Monday, December 21, 2009

The Real Jobless Rate

In the December 21, 2009 TIME magazine article "The Real Jobless Rate," Justin Fox explains why the unemployment rate may not be the best measure of labor market conditions.
At 8:30 on the morning of the first Friday in December, the Bureau of Labor Statistics (BLS) reported that the unemployment rate had fallen to 10% in November from 10.2% the month before. Hooray! Headlines heralded the unexpected drop. Stock prices surged. Enthused White House press secretary Robert Gibbs: "We're moving in the right direction."

By late morning, though, stocks were slumping. Commentators began to focus on concerns with the numbers. By the following Monday, Federal Reserve Chairman Ben Bernanke was warning that "we still have some way to go before we can be assured that the recovery will be self-sustaining."

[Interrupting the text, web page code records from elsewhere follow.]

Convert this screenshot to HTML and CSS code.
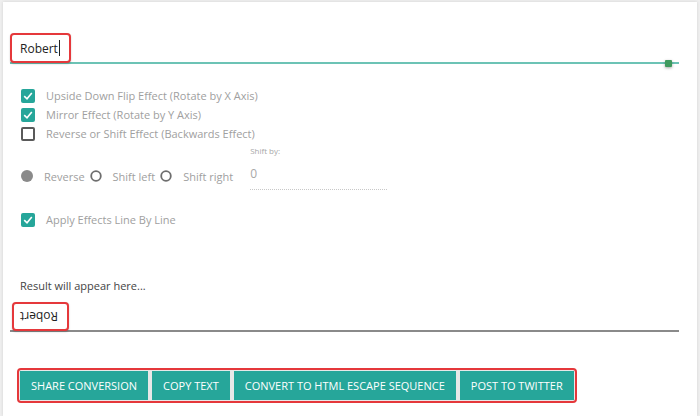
FILE: index.html
```html
<!DOCTYPE html>
<html lang="en">
  <head>
    <meta charset="UTF-8" />
    <title>Upside Down Text</title>
    <link rel="stylesheet" href="styles.css">
  </head>
  <body>
    <div class="card">
      <div class="source">
        <div class="field">
          <span class="mark mark-source">Robert<span class="caret"></span></span>
        </div>
        <span class="thumb"></span>
      </div>

      <ul class="options">
        <li><span class="box checked"><svg viewBox="0 0 14 14"><path d="M3.2 7.2 L6 9.8 L10.8 4" /></svg></span>Upside Down Flip Effect (Rotate by X Axis)</li>
        <li><span class="box checked"><svg viewBox="0 0 14 14"><path d="M3.2 7.2 L6 9.8 L10.8 4" /></svg></span>Mirror Effect (Rotate by Y Axis)</li>
        <li><span class="box"></span>Reverse or Shift Effect (Backwards Effect)</li>
      </ul>

      <div class="shift-row">
        <div class="radios">
          <span class="radio-option"><svg class="radio" viewBox="0 0 12 12"><circle cx="6" cy="6" r="6" class="dot" /></svg>Reverse</span>
          <span class="radio-option"><svg class="radio" viewBox="0 0 12 12"><circle cx="6" cy="6" r="4.8" class="ring" /></svg>Shift left</span>
          <span class="radio-option"><svg class="radio" viewBox="0 0 12 12"><circle cx="6" cy="6" r="4.8" class="ring" /></svg>Shift right</span>
        </div>
        <div class="shift-by">
          <label>Shift by:</label>
          <div class="shift-input">0</div>
        </div>
      </div>

      <ul class="options line-by-line">
        <li><span class="box checked"><svg viewBox="0 0 14 14"><path d="M3.2 7.2 L6 9.8 L10.8 4" /></svg></span>Apply Effects Line By Line</li>
      </ul>

      <p class="result-label">Result will appear here...</p>
      <div class="output">
        <span class="mark mark-output"><span class="flipped">Robert</span></span>
      </div>

      <div class="actions">
        <button>Share Conversion</button>
        <button>Copy Text</button>
        <button>Convert to HTML Escape Sequence</button>
        <button>Post to Twitter</button>
      </div>
    </div>
  </body>
</html>
```

FILE: styles.css
```css
body {
  margin: 0;
  background: #efefef;
  font-family: 'Open Sans', 'Noto Sans', sans-serif;
  font-size: 11px;
  color: #333;
}

.card {
  margin: 2px 3px 0 3px;
  height: 414px;
  background: #fff;
  box-shadow: 0 0 3px rgba(0, 0, 0, 0.12);
  padding: 31px 18px 0 7px;
  box-sizing: border-box;
}

.source {
  position: relative;
}

.field {
  display: flex;
  border-bottom: 2px solid #6cc3b5;
}

.mark {
  display: inline-flex;
  align-items: center;
  border: 2px solid #e5383b;
  border-radius: 4px;
  box-shadow: 0 1px 2px rgba(0, 0, 0, 0.2);
  background: #fff;
}

.mark-source {
  height: 26px;
  padding: 0 9px 0 8px;
  margin-bottom: -1px;
  font-size: 12px;
  color: #222;
}

.caret {
  display: inline-block;
  width: 1px;
  height: 16px;
  background: #222;
  margin-left: 1px;
}

.thumb {
  position: absolute;
  right: 7px;
  bottom: -3px;
  width: 7px;
  height: 7px;
  border-radius: 1px;
  background: #3f9a5e;
  box-shadow: 0 1px 3px rgba(0, 0, 0, 0.35);
}

.options {
  list-style: none;
  margin: 22px 0 0 11px;
  padding: 0;
  color: #a0a0a0;
}

.options li {
  display: flex;
  align-items: center;
  height: 19px;
}

.box {
  width: 14px;
  height: 14px;
  box-sizing: border-box;
  border: 2px solid #5a5a5a;
  border-radius: 2px;
  margin-right: 11px;
  flex-shrink: 0;
}

.box.checked {
  border: none;
  background: #26a69a;
}

.box svg {
  display: block;
  width: 14px;
  height: 14px;
  fill: none;
  stroke: #fff;
  stroke-width: 1.6;
}

.shift-row {
  display: flex;
  align-items: flex-end;
  margin: 2px 0 0 11px;
  color: #a0a0a0;
}

.radios {
  display: flex;
  align-items: center;
  gap: 5px;
  height: 22px;
  margin-bottom: 3px;
}

.radio-option {
  display: flex;
  align-items: center;
  gap: 11px;
  white-space: nowrap;
}

.radio {
  display: block;
  flex-shrink: 0;
  width: 12px;
  height: 12px;
}

.radio .dot {
  fill: #8a8a8a;
}

.radio .ring {
  fill: #fff;
  stroke: #6e6e6e;
  stroke-width: 1.8;
}

.shift-by {
  margin-left: 17px;
  width: 137px;
}

.shift-by label {
  display: block;
  font-size: 8px;
  color: #a8a8a8;
  margin-bottom: 9px;
}

.shift-input {
  height: 20px;
  font-size: 12px;
  color: #a8a8a8;
  border-bottom: 1px dotted #c8c8c8;
  padding-bottom: 4px;
}

.line-by-line {
  margin-top: 20px;
}

.result-label {
  margin: 49px 0 0 10px;
  color: #444;
  font-size: 11px;
}

.output {
  display: flex;
  margin-top: 9px;
  border-bottom: 2px solid #8a8a8a;
}

.mark-output {
  height: 25px;
  padding: 0 9px 0 6px;
  margin-left: 2px;
  margin-bottom: -1px;
  font-size: 12px;
  color: #222;
}

.flipped {
  display: inline-block;
  transform: rotate(180deg);
}

.actions {
  display: inline-flex;
  gap: 4px;
  margin: 36px 0 0 7px;
  padding: 1px;
  border: 2px solid #e5383b;
  border-radius: 4px;
  background: #e8e8e8;
}

.actions button {
  height: 29px;
  padding: 0 11px;
  border: none;
  background: #26a69a;
  color: #fff;
  font-family: 'Open Sans', 'Noto Sans', sans-serif;
  font-size: 11px;
  text-transform: uppercase;
  cursor: pointer;
}
```
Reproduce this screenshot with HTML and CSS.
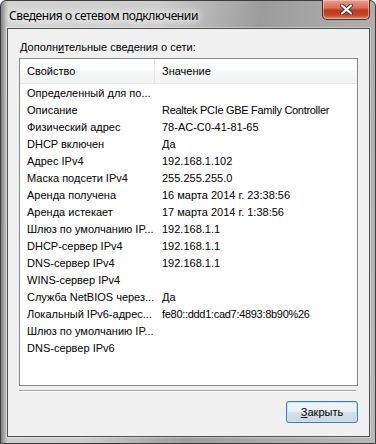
FILE: index.html
```html
<!DOCTYPE html>
<html lang="ru">
<head>
<meta charset="utf-8">
<title>Сведения о сетевом подключении</title>
<link rel="stylesheet" href="styles.css">
</head>
<body>
<div class="window">
  <div class="titlebar">
    <span class="title">Сведения о сетевом подключении</span>
    <button class="close" aria-label="Закрыть">
      <svg width="13" height="11" viewBox="0 0 13 11"><path d="M2 1.5 L11 9.5 M11 1.5 L2 9.5" stroke="#3a3a3a" stroke-width="4" stroke-linecap="round"/><path d="M2 1.5 L11 9.5 M11 1.5 L2 9.5" stroke="#fff" stroke-width="2.2" stroke-linecap="round"/></svg>
    </button>
  </div>
  <div class="client">
    <div class="label">Дополн<u>и</u>тельные сведения о сети:</div>
    <div class="listbox">
      <div class="header">
        <div class="hcell col1">Свойство</div>
        <div class="hcell col2">Значение</div>
      </div>
      <div class="rows">
        <div class="row"><span class="col1">Определенный для по...</span><span class="col2"></span></div>
        <div class="row"><span class="col1">Описание</span><span class="col2 latin">Realtek PCIe GBE Family Controller</span></div>
        <div class="row"><span class="col1">Физический адрес</span><span class="col2">78-AC-C0-41-81-65</span></div>
        <div class="row"><span class="col1">DHCP включен</span><span class="col2">Да</span></div>
        <div class="row"><span class="col1">Адрес IPv4</span><span class="col2">192.168.1.102</span></div>
        <div class="row"><span class="col1">Маска подсети IPv4</span><span class="col2">255.255.255.0</span></div>
        <div class="row"><span class="col1">Аренда получена</span><span class="col2">16 марта 2014 г. 23:38:56</span></div>
        <div class="row"><span class="col1">Аренда истекает</span><span class="col2">17 марта 2014 г. 1:38:56</span></div>
        <div class="row"><span class="col1">Шлюз по умолчанию IP...</span><span class="col2">192.168.1.1</span></div>
        <div class="row"><span class="col1">DHCP-сервер IPv4</span><span class="col2">192.168.1.1</span></div>
        <div class="row"><span class="col1">DNS-сервер IPv4</span><span class="col2">192.168.1.1</span></div>
        <div class="row"><span class="col1">WINS-сервер IPv4</span><span class="col2"></span></div>
        <div class="row"><span class="col1">Служба NetBIOS через...</span><span class="col2">Да</span></div>
        <div class="row"><span class="col1">Локальный IPv6-адрес...</span><span class="col2 latin">fe80::ddd1:cad7:4893:8b90%26</span></div>
        <div class="row"><span class="col1">Шлюз по умолчанию IP...</span><span class="col2"></span></div>
        <div class="row"><span class="col1">DNS-сервер IPv6</span><span class="col2"></span></div>
      </div>
    </div>
    <div class="separator"></div>
    <div class="buttons">
      <button class="btn"><u>З</u>акрыть</button>
    </div>
  </div>
</div>
</body>
</html>
```
FILE: styles.css
```css
* { box-sizing: border-box; }
html, body { margin: 0; padding: 0; }
body {
  width: 376px;
  height: 444px;
  background: #fff;
  font-family: "Liberation Sans", Arial, sans-serif;
  font-size: 11px;
  color: #000;
}
.window {
  width: 376px;
  height: 444px;
  border: 1px solid #3c3c3c;
  border-radius: 6px 6px 0 0;
  padding: 0 5px 6px 6px;
  display: flex;
  flex-direction: column;
  background:
    linear-gradient(90deg, rgba(60,60,60,0.55) 0, rgba(120,120,120,0.2) 5px, rgba(0,0,0,0) 7px),
    linear-gradient(100deg, #d3d3d3 0, #cdcdcd 35%, #9c9c9c 58%, #a9a9a9 75%, #b9b9b9 100%);
}
.titlebar {
  height: 27px;
  display: flex;
  align-items: flex-start;
  flex-shrink: 0;
}
.title {
  font-family: "Noto Sans", "Open Sans", sans-serif;
  font-size: 12px;
  line-height: 16px;
  margin: 7px 0 0 2px;
  color: #000;
  text-shadow: 0 0 6px #fff, 0 0 10px #fff, 0 0 14px rgba(255,255,255,0.8);
  letter-spacing: -0.4px;
}
.close {
  margin: -1px 0 0 auto;
  width: 48px;
  height: 20px;
  padding: 0;
  border: 1px solid #5a2a20;
  border-top: none;
  border-radius: 0 0 5px 5px;
  background: linear-gradient(180deg, #e3a08e 0, #d7735a 40%, #c1371a 55%, #c8452a 80%, #de8a6f 100%);
  box-shadow: inset 0 0 0 1px rgba(255,220,200,0.55);
  display: flex;
  align-items: center;
  justify-content: center;
}
.client {
  flex: 1;
  background: #f0f0f0;
  border: 1px solid #505050;
  padding: 12px 11px 0 11px;
  display: flex;
  flex-direction: column;
  box-shadow: 0 0 0 1px rgba(255,255,255,0.35);
}
.label {
  line-height: 13px;
  height: 13px;
  padding-left: 1px;
  margin-bottom: 4px;
}
.label u, .btn u { text-decoration-thickness: 1px; text-underline-offset: 1px; }
.listbox {
  height: 328px;
  border: 1px solid #828790;
  background: #fff;
  display: flex;
  flex-direction: column;
}
.header {
  height: 25px;
  display: flex;
  border-bottom: 1px solid #e5e5e5;
  background: linear-gradient(180deg, #ffffff 0, #ffffff 45%, #f6f7f8 55%, #f1f2f4 100%);
  flex-shrink: 0;
}
.hcell {
  line-height: 24px;
}
.hcell.col1 {
  width: 135px;
  padding-left: 7px;
  border-right: 1px solid #e5e5e5;
}
.hcell.col2 {
  padding-left: 7px;
}
.rows {
  padding-top: 1px;
}
.row {
  height: 17px;
  line-height: 17px;
  display: flex;
  white-space: nowrap;
}
.row .col1 {
  width: 135px;
  padding-left: 7px;
  flex-shrink: 0;
  overflow: hidden;
}
.row .col2 {
  padding-left: 7px;
}
.row .col2.latin {
  letter-spacing: -0.3px;
}
.separator {
  margin-top: 4px;
  margin-right: 2px;
  height: 2px;
  border-top: 1px solid #a0a0a0;
  border-bottom: 1px solid #ffffff;
}
.buttons {
  display: flex;
  justify-content: flex-end;
  margin-top: 9px;
}
.btn {
  width: 72px;
  height: 22px;
  font-family: "Liberation Sans", Arial, sans-serif;
  font-size: 11px;
  color: #000;
  padding: 0;
  border: 1px solid #3c7fb1;
  border-radius: 3px;
  background: linear-gradient(180deg, #f2f6f9 0, #e8eef3 48%, #d6e0e8 52%, #cbd7e1 100%);
  box-shadow: inset 0 0 0 1px #bfe7fa;
}
```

So much for that fall in unemployment, huh? It was a telling reaction, indicative of the still gloomy national mood, the perceived fickleness of monthly economic indicators — and the diminished status of the unemployment rate as a statistic. Once the indispensable, largely unquestioned measure of the state of the job market, it is now treated with suspicion and disdain. With good reason, because the unemployment rate fails to accurately reflect just how bad things are out there.

Each month, interviewers contact 60,000 households — most by phone, some in person — and ask about the employment status of household members age 16 and over. Those who don't have jobs but have looked in the past four weeks are classified as unemployed. After some statistical adjustments to extrapolate the data from those 60,000 households to the total U.S. population, the number of unemployed is divided by the size of the labor force (employed plus unemployed), and there's your rate. Measured that way, unemployment still isn't as bad as it was at the lowest point of the 1981-82 recession, when it hit 10.8%. And it's nowhere near what it was in 1933, when the rate peaked somewhere around 25%.

This method of calculating unemployment was pioneered by the head of the Massachusetts Bureau of Statistics of Labor in 1878, and it has its merits. It's simple. It's straightforward. And it provides a pretty accurate count of those who really, really want jobs. But it also misses millions of people who may not be actively looking for a job but would happily take one if offered. Those ranks surely swell in a deep recession or during a time of economic turmoil that destroys entire job categories (like autoworker). The government's statisticians are aware of this, and since the 1970s the BLS has published broader measures of unemployment that include at least some of these people. In 1994 the broadest measure — which counts as unemployed those who have looked for work in the past year but not the past four weeks, plus part-time workers who would rather be working full time — was dubbed U-6 unemployment. During this recession, it has gotten far more attention than ever before. U-6 unemployment was at 17.2% in November, down from 17.5% the month before and up from 8.4% two years ago. These figures aren't strictly comparable with those from before 1994, but the New York Times has taken a stab at recalculating the earlier numbers — with help from the BLS — and estimates that U-6 unemployment peaked in December 1982 at 17.1%. Meaning this recession is worse.

Even these figures leave out people who say they want a job but haven't looked in the past year. Economist and gadfly John Williams, whose online newsletter Shadow Government Statistics has gained a big following lately, adds them in, makes a few tweaks and gets to 21.8% unemployment in November, down from 22.1% in October.

Such measures still rely on people's own assessment of whether they want to work. A BLS study a decade ago found that these self-assessments aren't all that reliable. So how about the simplest possible job-market measure, the employment-to-population ratio? Among Americans ages 25 to 54, it was at 75.1% in November, down from 80.3% in early 2007 and — with the exception of October's 75% — the lowest it's been since 1984. Because of the entry of women into the workforce, the ratio trended upward from the 1960s through the 1990s. If you look just at men ages 25 to 54, the picture is much more dire. Their employment-to-population ratio of 80.6% in November is the lowest since the BLS began keeping track in 1948. It's 4 percentage points lower than it was in the depths of the early-1980s downturn.

There are certainly other factors at play here besides just a tough job market — more stay-at-home dads, more rich loafers, more prison inmates. But it also may be a sign that these are in fact the worst times for American workers since the 1930s. Which helps explain why there was so little excitement about that drop in the unemployment rate to 10%.